In the past two days I have gotten to witness two classic examples of motorist logic on my morning drive to work.

On Thursday, the weather was warm and wet. The landscape was shrouded in fog as the snow pack sublimated into vapor. Along with perhaps eight or ten other drivers, I came up behind a state highway truck winging back the plow drift along Route 28. The speed limit for most of that part of 28 is 55 miles per hour. In good weather, that means most of the locals are doing 60-65. Because the weather has not been good, the road surface was a mix of chunked-up wet ice, slush, and bits of exposed pavement, slathered with sand and brine. Average speed had been about 45 until we all caught up to the state truck. That vehicle was going about 18-25 mph. Its bulk filled the lane as its side blade bounced along the shoulder, shoving the snow further back to make room for whatever else the winter might deliver.

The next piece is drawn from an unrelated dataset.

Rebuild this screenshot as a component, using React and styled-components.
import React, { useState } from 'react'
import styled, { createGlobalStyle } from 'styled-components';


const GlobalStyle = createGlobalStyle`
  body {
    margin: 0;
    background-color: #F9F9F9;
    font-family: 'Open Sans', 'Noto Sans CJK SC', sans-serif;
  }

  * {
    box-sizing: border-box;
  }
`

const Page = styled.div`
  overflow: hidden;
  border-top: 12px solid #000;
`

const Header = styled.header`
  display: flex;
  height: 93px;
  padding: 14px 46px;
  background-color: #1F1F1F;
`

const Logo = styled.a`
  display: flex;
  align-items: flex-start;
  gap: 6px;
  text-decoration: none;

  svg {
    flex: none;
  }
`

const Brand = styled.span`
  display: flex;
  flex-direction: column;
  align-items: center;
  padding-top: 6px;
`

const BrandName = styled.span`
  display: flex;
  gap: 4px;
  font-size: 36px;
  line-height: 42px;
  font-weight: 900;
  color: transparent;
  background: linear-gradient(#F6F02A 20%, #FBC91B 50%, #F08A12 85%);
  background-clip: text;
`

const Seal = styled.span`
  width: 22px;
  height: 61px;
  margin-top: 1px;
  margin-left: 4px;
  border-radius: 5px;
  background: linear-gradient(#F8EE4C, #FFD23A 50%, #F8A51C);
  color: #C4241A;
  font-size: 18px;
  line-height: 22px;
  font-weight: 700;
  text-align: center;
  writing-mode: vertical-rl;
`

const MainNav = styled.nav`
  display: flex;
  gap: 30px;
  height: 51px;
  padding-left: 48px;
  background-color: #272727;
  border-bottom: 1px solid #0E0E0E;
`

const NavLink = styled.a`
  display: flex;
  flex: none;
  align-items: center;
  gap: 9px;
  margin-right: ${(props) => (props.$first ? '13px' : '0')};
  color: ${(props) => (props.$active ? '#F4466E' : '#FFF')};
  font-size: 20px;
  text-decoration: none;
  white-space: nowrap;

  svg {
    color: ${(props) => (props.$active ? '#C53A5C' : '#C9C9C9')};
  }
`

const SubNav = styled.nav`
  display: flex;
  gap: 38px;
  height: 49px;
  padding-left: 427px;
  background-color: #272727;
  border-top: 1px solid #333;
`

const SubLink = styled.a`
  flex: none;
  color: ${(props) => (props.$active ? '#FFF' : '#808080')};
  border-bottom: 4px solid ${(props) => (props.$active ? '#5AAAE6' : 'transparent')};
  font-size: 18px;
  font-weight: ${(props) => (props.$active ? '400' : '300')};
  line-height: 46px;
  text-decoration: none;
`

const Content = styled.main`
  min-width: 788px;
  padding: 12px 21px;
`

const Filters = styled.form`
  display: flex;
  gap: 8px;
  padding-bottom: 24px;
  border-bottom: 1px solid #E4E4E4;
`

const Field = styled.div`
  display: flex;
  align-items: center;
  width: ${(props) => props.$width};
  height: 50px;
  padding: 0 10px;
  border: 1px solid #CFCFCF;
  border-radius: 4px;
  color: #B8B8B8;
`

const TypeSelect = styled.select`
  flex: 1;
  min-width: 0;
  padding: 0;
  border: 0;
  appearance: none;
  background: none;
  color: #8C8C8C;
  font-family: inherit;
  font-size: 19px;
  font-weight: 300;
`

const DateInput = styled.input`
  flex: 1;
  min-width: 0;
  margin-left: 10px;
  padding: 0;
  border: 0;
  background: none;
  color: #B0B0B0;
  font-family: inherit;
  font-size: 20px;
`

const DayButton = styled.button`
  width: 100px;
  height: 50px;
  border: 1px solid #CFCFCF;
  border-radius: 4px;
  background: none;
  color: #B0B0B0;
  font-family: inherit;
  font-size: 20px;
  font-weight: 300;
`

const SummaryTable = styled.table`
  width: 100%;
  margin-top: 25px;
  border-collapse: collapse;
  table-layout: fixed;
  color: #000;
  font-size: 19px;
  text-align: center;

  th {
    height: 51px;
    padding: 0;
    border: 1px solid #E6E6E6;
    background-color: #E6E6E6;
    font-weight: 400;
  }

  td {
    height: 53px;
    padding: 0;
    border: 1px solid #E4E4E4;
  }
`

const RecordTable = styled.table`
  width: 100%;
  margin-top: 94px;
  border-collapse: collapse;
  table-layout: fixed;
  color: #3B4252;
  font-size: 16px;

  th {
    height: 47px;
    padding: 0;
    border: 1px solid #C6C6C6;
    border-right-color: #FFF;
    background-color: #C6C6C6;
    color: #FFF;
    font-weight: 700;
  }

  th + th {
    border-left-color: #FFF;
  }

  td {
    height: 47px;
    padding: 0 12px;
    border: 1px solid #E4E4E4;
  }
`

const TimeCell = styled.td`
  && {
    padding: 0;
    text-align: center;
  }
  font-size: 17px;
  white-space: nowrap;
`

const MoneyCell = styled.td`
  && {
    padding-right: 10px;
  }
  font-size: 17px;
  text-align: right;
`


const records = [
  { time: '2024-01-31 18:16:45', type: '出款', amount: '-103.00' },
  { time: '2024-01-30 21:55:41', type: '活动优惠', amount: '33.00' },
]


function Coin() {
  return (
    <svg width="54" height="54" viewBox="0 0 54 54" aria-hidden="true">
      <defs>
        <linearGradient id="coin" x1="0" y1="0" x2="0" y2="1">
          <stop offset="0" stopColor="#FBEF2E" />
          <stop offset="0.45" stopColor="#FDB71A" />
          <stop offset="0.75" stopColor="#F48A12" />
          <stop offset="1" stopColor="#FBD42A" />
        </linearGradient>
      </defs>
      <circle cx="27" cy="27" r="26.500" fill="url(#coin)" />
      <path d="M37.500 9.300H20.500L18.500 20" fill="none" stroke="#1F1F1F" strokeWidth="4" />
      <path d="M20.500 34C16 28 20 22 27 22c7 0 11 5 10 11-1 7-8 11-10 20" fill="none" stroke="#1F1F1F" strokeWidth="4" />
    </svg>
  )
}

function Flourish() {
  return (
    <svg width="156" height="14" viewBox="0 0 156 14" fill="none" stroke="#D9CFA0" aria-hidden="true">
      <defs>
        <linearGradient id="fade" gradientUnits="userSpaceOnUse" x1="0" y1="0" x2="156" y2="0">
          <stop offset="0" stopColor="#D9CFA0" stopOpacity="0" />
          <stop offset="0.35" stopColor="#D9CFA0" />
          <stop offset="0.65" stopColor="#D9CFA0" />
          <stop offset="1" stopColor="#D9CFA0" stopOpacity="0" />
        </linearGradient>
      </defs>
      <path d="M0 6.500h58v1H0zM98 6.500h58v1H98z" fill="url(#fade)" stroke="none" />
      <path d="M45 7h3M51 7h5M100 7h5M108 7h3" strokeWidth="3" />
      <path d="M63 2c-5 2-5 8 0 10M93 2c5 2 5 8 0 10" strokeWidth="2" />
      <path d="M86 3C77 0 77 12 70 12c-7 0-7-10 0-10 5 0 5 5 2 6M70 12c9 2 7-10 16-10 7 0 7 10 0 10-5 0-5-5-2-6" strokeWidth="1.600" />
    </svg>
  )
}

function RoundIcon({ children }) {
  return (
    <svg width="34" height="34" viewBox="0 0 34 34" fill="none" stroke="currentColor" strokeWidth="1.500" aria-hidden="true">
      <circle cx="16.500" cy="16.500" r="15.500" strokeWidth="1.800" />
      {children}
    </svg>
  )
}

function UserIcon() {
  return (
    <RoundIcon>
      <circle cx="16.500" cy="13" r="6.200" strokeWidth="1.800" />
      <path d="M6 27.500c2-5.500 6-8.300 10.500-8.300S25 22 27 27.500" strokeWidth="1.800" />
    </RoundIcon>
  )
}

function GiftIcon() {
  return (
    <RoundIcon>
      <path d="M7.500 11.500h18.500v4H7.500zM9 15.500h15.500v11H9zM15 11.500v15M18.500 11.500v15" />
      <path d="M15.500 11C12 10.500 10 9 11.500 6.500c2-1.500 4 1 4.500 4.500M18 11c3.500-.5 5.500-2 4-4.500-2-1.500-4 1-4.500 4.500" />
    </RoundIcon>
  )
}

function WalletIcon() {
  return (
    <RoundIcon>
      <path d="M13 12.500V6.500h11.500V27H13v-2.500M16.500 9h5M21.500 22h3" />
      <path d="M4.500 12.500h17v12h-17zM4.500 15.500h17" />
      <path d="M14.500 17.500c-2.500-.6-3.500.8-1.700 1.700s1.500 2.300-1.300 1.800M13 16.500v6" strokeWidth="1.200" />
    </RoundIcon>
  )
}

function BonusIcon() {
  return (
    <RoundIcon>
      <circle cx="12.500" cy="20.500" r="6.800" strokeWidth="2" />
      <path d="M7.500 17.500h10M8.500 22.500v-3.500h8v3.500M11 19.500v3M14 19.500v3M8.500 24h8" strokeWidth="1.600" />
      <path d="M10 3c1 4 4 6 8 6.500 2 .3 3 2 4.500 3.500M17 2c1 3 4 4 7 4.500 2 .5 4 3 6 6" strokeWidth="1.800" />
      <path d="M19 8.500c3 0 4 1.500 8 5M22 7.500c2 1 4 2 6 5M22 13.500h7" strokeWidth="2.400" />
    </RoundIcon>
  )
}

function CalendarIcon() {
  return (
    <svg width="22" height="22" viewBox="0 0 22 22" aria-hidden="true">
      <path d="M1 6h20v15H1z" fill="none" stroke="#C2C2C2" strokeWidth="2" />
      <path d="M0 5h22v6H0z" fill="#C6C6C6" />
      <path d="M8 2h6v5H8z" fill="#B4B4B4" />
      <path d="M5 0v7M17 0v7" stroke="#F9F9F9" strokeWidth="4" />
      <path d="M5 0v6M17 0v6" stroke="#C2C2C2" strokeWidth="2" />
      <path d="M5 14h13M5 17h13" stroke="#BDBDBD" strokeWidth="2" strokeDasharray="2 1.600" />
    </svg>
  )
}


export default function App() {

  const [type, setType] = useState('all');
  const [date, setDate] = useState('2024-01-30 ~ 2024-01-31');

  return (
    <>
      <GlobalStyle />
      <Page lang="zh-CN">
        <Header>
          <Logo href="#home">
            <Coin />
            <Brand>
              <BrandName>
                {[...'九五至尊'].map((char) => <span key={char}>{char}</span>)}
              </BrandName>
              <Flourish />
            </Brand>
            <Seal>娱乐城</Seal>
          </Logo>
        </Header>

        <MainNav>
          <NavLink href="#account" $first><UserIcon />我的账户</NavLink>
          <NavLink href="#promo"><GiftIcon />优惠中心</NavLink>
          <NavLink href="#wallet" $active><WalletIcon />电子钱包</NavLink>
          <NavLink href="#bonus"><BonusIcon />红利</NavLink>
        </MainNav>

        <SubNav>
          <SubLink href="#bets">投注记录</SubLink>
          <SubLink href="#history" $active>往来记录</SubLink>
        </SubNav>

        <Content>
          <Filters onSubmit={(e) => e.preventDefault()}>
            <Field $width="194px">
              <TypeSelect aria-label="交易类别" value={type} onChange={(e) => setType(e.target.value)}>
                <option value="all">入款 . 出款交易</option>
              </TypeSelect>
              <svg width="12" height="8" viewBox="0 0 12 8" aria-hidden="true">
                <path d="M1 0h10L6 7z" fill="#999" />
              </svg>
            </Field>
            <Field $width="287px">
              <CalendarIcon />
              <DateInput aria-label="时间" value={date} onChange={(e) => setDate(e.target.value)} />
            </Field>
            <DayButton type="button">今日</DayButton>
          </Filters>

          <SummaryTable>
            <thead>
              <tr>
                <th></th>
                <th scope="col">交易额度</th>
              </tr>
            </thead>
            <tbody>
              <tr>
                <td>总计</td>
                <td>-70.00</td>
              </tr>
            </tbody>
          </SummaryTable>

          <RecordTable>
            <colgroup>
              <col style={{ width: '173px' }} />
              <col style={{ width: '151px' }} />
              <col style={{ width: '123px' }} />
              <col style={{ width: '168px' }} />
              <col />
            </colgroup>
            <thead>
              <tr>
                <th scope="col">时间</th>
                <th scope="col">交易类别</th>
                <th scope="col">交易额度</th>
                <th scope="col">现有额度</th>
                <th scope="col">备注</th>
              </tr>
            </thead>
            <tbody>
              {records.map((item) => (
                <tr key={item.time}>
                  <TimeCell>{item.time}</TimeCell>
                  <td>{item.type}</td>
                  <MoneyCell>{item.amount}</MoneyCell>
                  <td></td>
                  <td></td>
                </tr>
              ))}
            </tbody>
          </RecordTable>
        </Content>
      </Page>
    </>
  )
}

We were on a long, steady climb. The center line is double yellow. The height of land is a narrow crest, so the approach is blind from both sides. In spite of fog, unsteady traction, and the blind hill crest, impatient drivers went one after another out around the plow truck. There was no skill involved. The drivers had no way to judge whether it was safe to pass. It was a complete gamble. But these suicidal lemmings weren't just gambling with their own lives. They were also betting the lives of anyone who might be coming the other way.

No one happened to be coming the other way just then, but 28 is a busy road, especially on a workday morning. Passing there and then was a selfish and stupid move. Unfortunately, those traits are common.

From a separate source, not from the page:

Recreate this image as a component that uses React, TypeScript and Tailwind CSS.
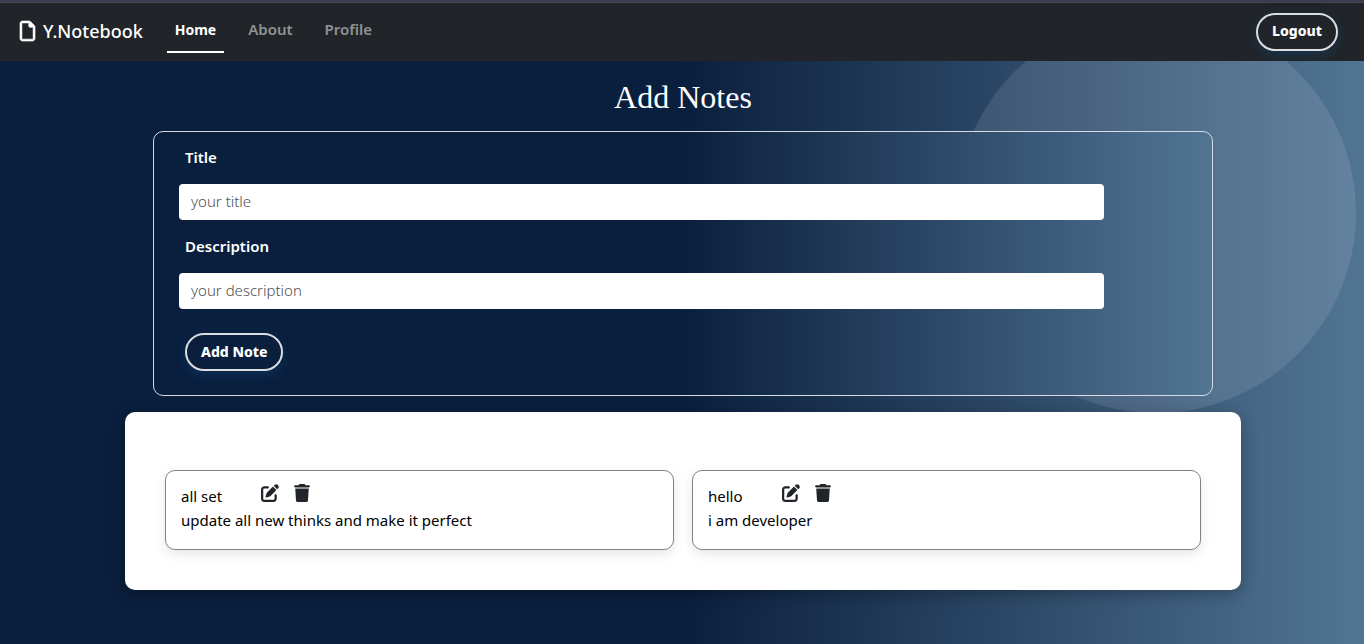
import { useId, useState } from "react";
import type { ButtonHTMLAttributes, FormEvent } from "react";
import { FaPenToSquare, FaRegFile, FaTrash } from "react-icons/fa6";

interface Note {
  id: number;
  title: string;
  description: string;
}

const initialNotes: Note[] = [
  { id: 1, title: "all set", description: "update all new thinks and make it perfect" },
  { id: 2, title: "hello", description: "i am developer" },
];

function PillButton(props: ButtonHTMLAttributes<HTMLButtonElement>) {
  return (
    <button
      {...props}
      className="h-[38px] rounded-full border-2 border-[#dbdde2] px-[14px] pb-0.5 text-[14px] font-extrabold text-white shadow-[0_4px_12px_rgba(13,71,130,0.4)]"
    />
  );
}

function Navbar() {
  return (
    <header className="flex items-center border-t-2 border-[#3a3e50] bg-[#212529] pr-[26px] pl-5 inset-shadow-[0_1px_0_#44454a]">
      <a href="#home" className="flex items-center gap-2 pb-0.5 text-lg font-medium text-white">
        <FaRegFile className="h-5 w-[15px] overflow-visible stroke-current stroke-[16px]" />
        Y.Notebook
      </a>
      <nav className="ml-6 flex gap-4 pt-1 pb-2 text-[15px] leading-6 font-semibold text-[#909294]">
        <a href="#home" className="border-b-2 border-white px-2 pt-3 pb-[9px] text-[14px] font-bold text-white">
          Home
        </a>
        <a href="#about" className="border-b-2 border-transparent px-2 pt-[11px] pb-2.5">
          About
        </a>
        <a href="#profile" className="border-b-2 border-transparent px-2 pt-[11px] pb-2.5">
          Profile
        </a>
      </nav>
      <div className="ml-auto">
        <PillButton type="button">Logout</PillButton>
      </div>
    </header>
  );
}

interface FieldProps {
  label: string;
  placeholder: string;
  value: string;
  onChange: (value: string) => void;
}

function Field({ label, placeholder, value, onChange }: FieldProps) {
  const id = useId();
  return (
    <div className="flex flex-col gap-[15px]">
      <label htmlFor={id} className="pl-1.5 text-[15px] leading-6 font-semibold text-white">
        {label}
      </label>
      <input
        id={id}
        type="text"
        placeholder={placeholder}
        value={value}
        onChange={(e) => onChange(e.target.value)}
        className="h-9 w-full rounded bg-white px-3 pb-0.5 text-[15px] font-light text-[#212529] placeholder:text-[#4d5053]"
      />
    </div>
  );
}

function NoteCard({ note, onDelete }: { note: Note; onDelete: () => void }) {
  return (
    <article className="rounded-[10px] border border-[#808183] bg-white px-[15px] pt-3 pb-[17px] text-[15px] leading-6 text-black shadow-[0_4px_12px_rgba(0,0,0,0.1)]">
      <div className="flex items-start gap-[39px]">
        <h2 className="pt-px">{note.title}</h2>
        <div className="flex gap-3.5 pt-px text-lg text-[#212529]">
          <button type="button" aria-label="Edit note">
            <FaPenToSquare />
          </button>
          <button type="button" aria-label="Delete note" onClick={onDelete}>
            <FaTrash />
          </button>
        </div>
      </div>
      <p>{note.description}</p>
    </article>
  );
}

export default function App() {
  const [notes, setNotes] = useState(initialNotes);
  const [title, setTitle] = useState("");
  const [description, setDescription] = useState("");

  const addNote = (e: FormEvent) => {
    e.preventDefault();
    if (!title) return;
    setNotes([...notes, { id: Date.now(), title, description }]);
    setTitle("");
    setDescription("");
  };

  return (
    <div className="flex min-h-screen flex-col font-['Noto_Sans',sans-serif]">
      <Navbar />
      <main className="relative flex-1 overflow-hidden bg-linear-to-r/srgb from-[#0a1f3d] from-50% to-[#527594] pt-4 pb-12 pl-0.5">
        <div className="absolute -top-12 right-2 size-[400px] rounded-full bg-white/10" />
        <div className="relative">
          <h1 className="text-center font-['Liberation_Serif',serif] text-[32px] leading-10 text-white">
            Add Notes
          </h1>
          <form
            onSubmit={addNote}
            className="mx-auto mt-3.5 max-w-[1060px] rounded-[10px] border border-[#d5dbe5] bg-linear-to-r/srgb from-[#0a1f3d] from-50% to-[#527594] pt-[13px] pr-[108px] pb-6 pl-[25px]"
          >
            <div className="flex flex-col gap-3.5">
              <Field label="Title" placeholder="your title" value={title} onChange={setTitle} />
              <Field
                label="Description"
                placeholder="your description"
                value={description}
                onChange={setDescription}
              />
            </div>
            <div className="mt-6 ml-1.5">
              <PillButton type="submit">Add Note</PillButton>
            </div>
          </form>
          <section className="mx-auto mt-4 grid max-w-[1116px] grid-cols-2 gap-[18px] rounded-[10px] bg-white px-10 pt-[58px] pb-10 shadow-[0_4px_16px_rgba(0,0,0,0.3)]">
            {notes.map((note) => (
              <NoteCard
                key={note.id}
                note={note}
                onDelete={() => setNotes(notes.filter((n) => n.id !== note.id))}
              />
            ))}
          </section>
        </div>
      </main>
    </div>
  );
}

Today, on a different part of 28, we were all moving along much better on mostly dry roads, when I saw a big work truck pull partway off the travel lane and throw it in reverse. A plastic container had blown out of the truck bed. The driver's automatic reflex was not to pull safely off the road and walk back, it was to back up against traffic. Driver's ed was a lot of years ago, but I definitely remember being told quite emphatically that you do not put it in reverse and back up on a highway. But we are a motoring culture. We drive as close as possible to our destination, and walk as little as possible. Of course you stay in your truck and back up against oncoming traffic to try to rescue your unsecured property from the center line of the road. No other driver will fault you for behaving completely normally. What else is a driver supposed to do?

The driver's selfish and dangerous maneuver increased the chances that another driver would hit the item that he was hoping to rescue, as we all tried to work around truck and its lost cargo.

In both cases, drivers were doing things that they shouldn't have done, that lots of people do anyway, and that most people get away with. It only reinforces the custom, because drivers so seldom suffer any consequences.

A motorist in free flight will react negatively to any obstacle that breaks the flow. The same fixation on forward motion prompts a driver squeezing past a cyclist or blazing around a plow truck on a blind hill crest in the fog.

Interestingly, the driver backing up on the highway to suit his own convenience has a philosophical kinship to the cyclist who rides against traffic and ignores one-way streets. It's the same kind of personal relationship with the law and right of way in either case. "It's only me, it's only here, it's only now." If everyone else would lighten up -- and adapt to my personal wants -- everything would be fine. A chunky truck going backwards on a highway has a bit more leverage, but the self-centeredness is spot on.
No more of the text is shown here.